Я как-то не задумывался. Это был очень напряженный период моей, да и не только моей, жизни. Впечатлений тьма. Одни заслоняли другие, и на их осмысление меня не всегда хватало. Впрочем, еще и потому, что воспринимал я все это как нечто вполне естественное. Ведь я считал себя коммунистом, и они тоже. Мало того - в моих глазах они-то и были настоящими носителями любезной моему сердцу идеологии: не блуждали, как я, а знали с самого начала то, что мне давалось с трудом, например "сложную правоту Сталина"...

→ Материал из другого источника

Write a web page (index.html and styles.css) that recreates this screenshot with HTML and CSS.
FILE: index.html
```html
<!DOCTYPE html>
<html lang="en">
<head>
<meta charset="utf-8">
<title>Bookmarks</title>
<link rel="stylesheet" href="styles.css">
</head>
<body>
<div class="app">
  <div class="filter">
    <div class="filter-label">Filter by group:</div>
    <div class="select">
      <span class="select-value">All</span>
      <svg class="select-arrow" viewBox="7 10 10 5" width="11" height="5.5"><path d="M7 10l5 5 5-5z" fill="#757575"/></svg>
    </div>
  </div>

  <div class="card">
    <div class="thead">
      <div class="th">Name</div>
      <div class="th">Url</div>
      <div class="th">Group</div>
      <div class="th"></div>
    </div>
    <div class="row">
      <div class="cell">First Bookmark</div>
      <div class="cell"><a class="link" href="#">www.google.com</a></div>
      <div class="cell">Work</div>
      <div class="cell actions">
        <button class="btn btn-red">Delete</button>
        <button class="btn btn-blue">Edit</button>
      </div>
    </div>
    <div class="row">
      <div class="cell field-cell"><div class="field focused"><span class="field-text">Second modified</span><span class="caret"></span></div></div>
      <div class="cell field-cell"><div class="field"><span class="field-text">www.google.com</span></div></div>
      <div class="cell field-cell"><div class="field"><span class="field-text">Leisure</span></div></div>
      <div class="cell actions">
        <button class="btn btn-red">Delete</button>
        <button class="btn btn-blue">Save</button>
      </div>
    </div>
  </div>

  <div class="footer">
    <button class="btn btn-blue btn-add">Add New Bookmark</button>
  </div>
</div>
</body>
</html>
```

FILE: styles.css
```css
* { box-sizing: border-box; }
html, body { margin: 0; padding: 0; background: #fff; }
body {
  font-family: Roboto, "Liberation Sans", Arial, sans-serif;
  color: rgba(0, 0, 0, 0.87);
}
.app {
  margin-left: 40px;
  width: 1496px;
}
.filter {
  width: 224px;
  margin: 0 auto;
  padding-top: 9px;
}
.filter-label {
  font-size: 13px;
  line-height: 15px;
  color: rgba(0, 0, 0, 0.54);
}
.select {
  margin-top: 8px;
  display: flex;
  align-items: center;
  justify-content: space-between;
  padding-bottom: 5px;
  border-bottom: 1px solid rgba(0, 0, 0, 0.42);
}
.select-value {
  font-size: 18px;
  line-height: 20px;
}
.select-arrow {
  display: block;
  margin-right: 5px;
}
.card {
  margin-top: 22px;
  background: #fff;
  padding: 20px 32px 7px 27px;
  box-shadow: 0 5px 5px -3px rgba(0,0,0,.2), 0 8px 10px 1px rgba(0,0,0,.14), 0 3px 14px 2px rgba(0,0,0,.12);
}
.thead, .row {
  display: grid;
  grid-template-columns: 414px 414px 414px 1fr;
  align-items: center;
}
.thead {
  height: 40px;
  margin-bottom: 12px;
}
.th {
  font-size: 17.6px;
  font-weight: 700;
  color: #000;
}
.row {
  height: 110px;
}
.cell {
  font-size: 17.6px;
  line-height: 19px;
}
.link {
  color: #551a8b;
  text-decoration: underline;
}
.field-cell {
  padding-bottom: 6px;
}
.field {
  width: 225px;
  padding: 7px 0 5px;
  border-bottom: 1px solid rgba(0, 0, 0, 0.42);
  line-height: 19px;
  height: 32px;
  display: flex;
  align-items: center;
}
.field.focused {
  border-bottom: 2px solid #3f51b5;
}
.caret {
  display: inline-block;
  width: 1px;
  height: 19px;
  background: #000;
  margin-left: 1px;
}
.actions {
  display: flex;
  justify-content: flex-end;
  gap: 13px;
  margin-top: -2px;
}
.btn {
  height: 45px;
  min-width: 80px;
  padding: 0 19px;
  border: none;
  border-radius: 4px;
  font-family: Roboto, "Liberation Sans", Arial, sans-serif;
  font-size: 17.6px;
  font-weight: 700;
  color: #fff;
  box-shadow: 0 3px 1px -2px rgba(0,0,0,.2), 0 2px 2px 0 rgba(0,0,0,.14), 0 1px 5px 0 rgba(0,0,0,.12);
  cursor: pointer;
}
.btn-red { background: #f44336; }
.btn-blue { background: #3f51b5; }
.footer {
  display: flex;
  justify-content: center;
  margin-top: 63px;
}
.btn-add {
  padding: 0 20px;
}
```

Конечно, все они были оглушены тридцать седьмым годом. Более того, меня он только оскорблял эстетически, а по ним прямо прошелся своими граблями. Именно по ним шла пальба, именно их товарищей и коллег выдергивали из рядов в первую очередь, на тех же непонятных основаниях каждую ночь могли увести любого из них. Теперь вроде все улеглось, и им тоже хотелось думать, что прострация, в которую их погрузили и которую насаждают (конечно, так откровенно они для себя не формулировали), - только кажущаяся, что все, для них имевшее смысл, продолжается, как течение реки подо льдом. И я был не то что подтверждение, но напоминание о чем-то.
Тесней всего я подружился с Хольцманом. Во-первых, я находился, так сказать, в его ведении и больше всего дела имел с ним. Во-вторых, его литературные интересы были более отчетливыми, чем у других.
Правда, разговаривали мы не только на литературные темы. Борис Владимирович был большим знатоком произведений В. И. Ленина и И. В. Сталина. К нему вся редакция, да и товарищи поважнее обращались за цитатами по любому случаю, и он их легко находил. Сегодня совершенно непонятно, как умный, талантливый, образованный человек мог интересоваться такой чепухой, но меня это ничуть не удивляло. Я и сам интересовался - только что никогда не доходил до таких вершин знания. Думаю даже, что это знание отчасти должно было компрометировать его как "представителя правящей партии" - оно все-таки намекает, что носитель его относился к современной ему ситуации как к чему-то, в чем следует разобраться. В то время как настоящему советскому человеку (кто им был?) такого не требовалось.